In this case, for example, the District Court found that, until the passage of federal civil rights laws, Bleckley County "enforced racial segregation in all aspects of local government--courthouse, jails, public housing, governmental services--and deprived its black citizens of the opportunity to participate in local government." Hall v. Holder, 757 F. Supp. 1560, 1562 (MD Ga. 1991). Until the passage of the Voting Rights Act of 1965, "black citizens were virtually prohibited from registering to vote in Bleckley County." Id., at 1563. Until 1984, there were no African American voting registrars and no voter registration in places where African Americans normally congregated. Ibid. From 1978 until 1986, the respondent probate judge appointed 224 poll managers, all white, and 509 poll clerks, 479 of whom were white. Ibid. Since 1964, the election of Bleckley County's sole commissioner has been subject to a majority vote requirement.

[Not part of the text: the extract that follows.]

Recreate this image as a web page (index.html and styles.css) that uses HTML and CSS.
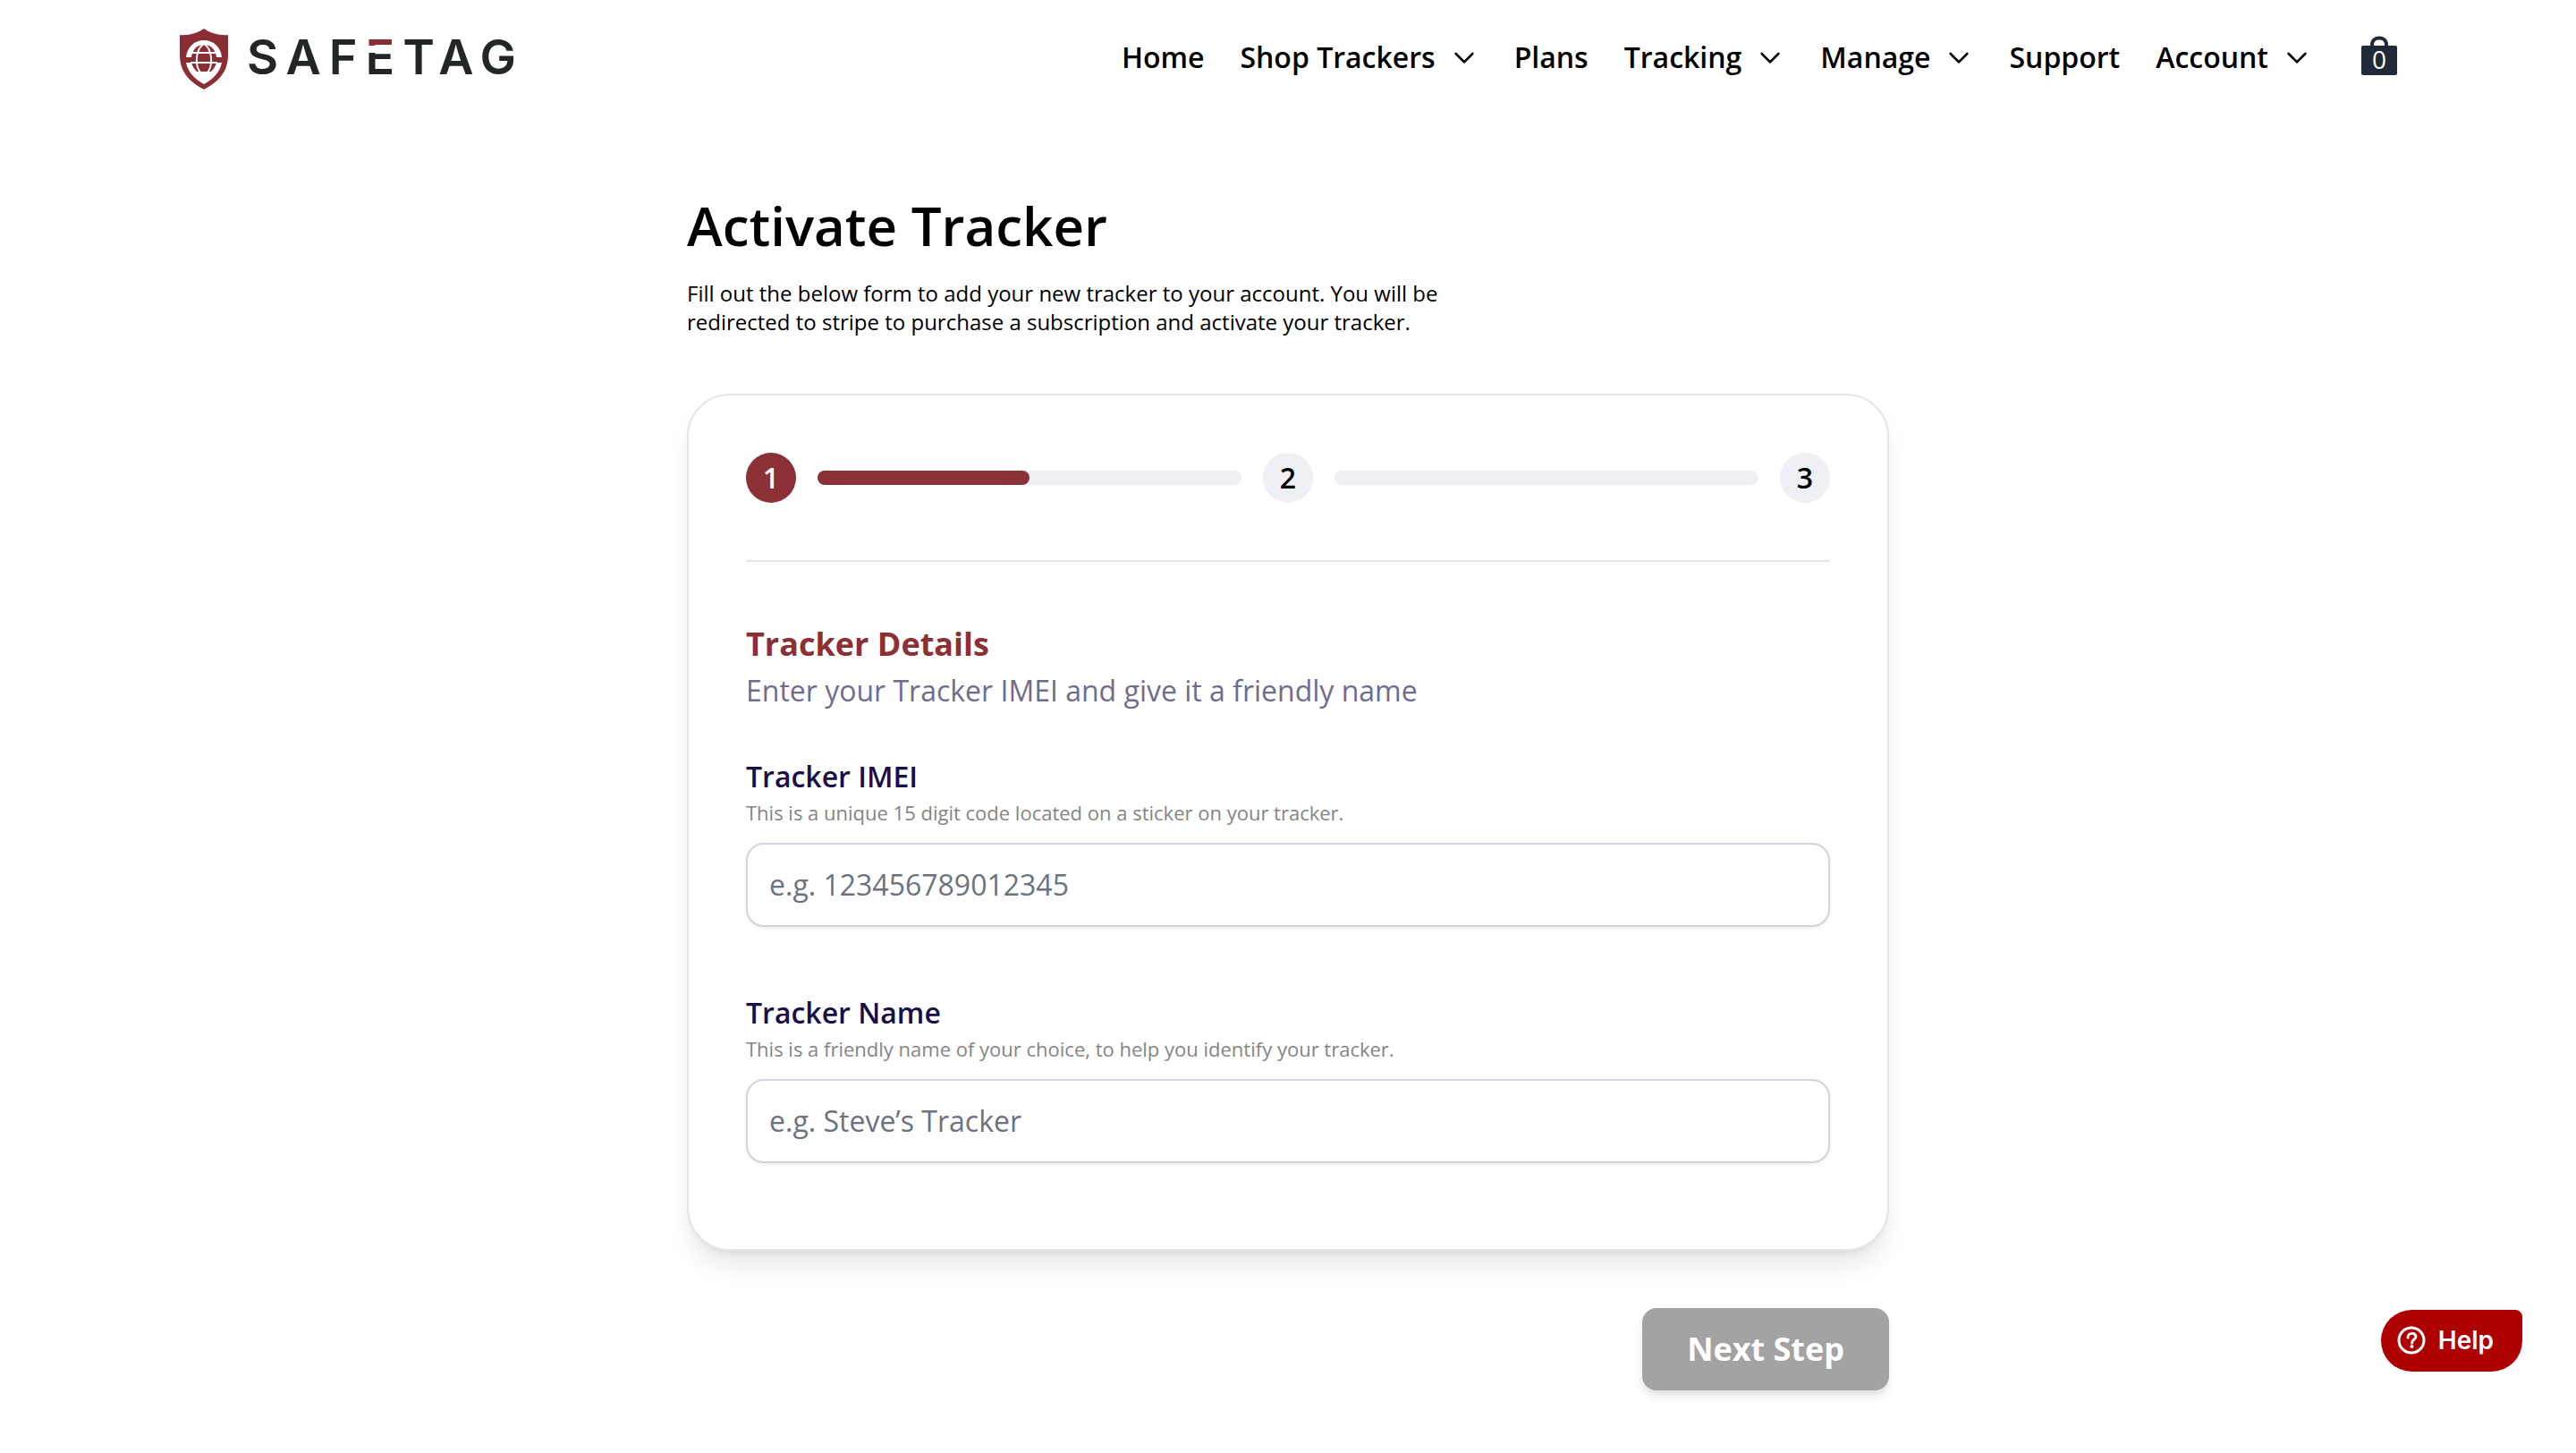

Although official segregation is no longer imposed, its vestiges remain, as "more black than white residents of Bleckley County continue to endure a depressed socio economic status," id., at 1562, which "hinders the ability of and deters black residents of Bleckley County from running for public office, voting and otherwise participating in the political process," id., at 1563. The "barriers to active participation in the political process are . . . compounded by the fact that Bleckley County now has only one voting precinct for the entire 219 square mile area." Id., at 1563, n. 3. That single polling place is located at an all white civic club. 955 F. 2d 1563, 1566 (CA11 1992).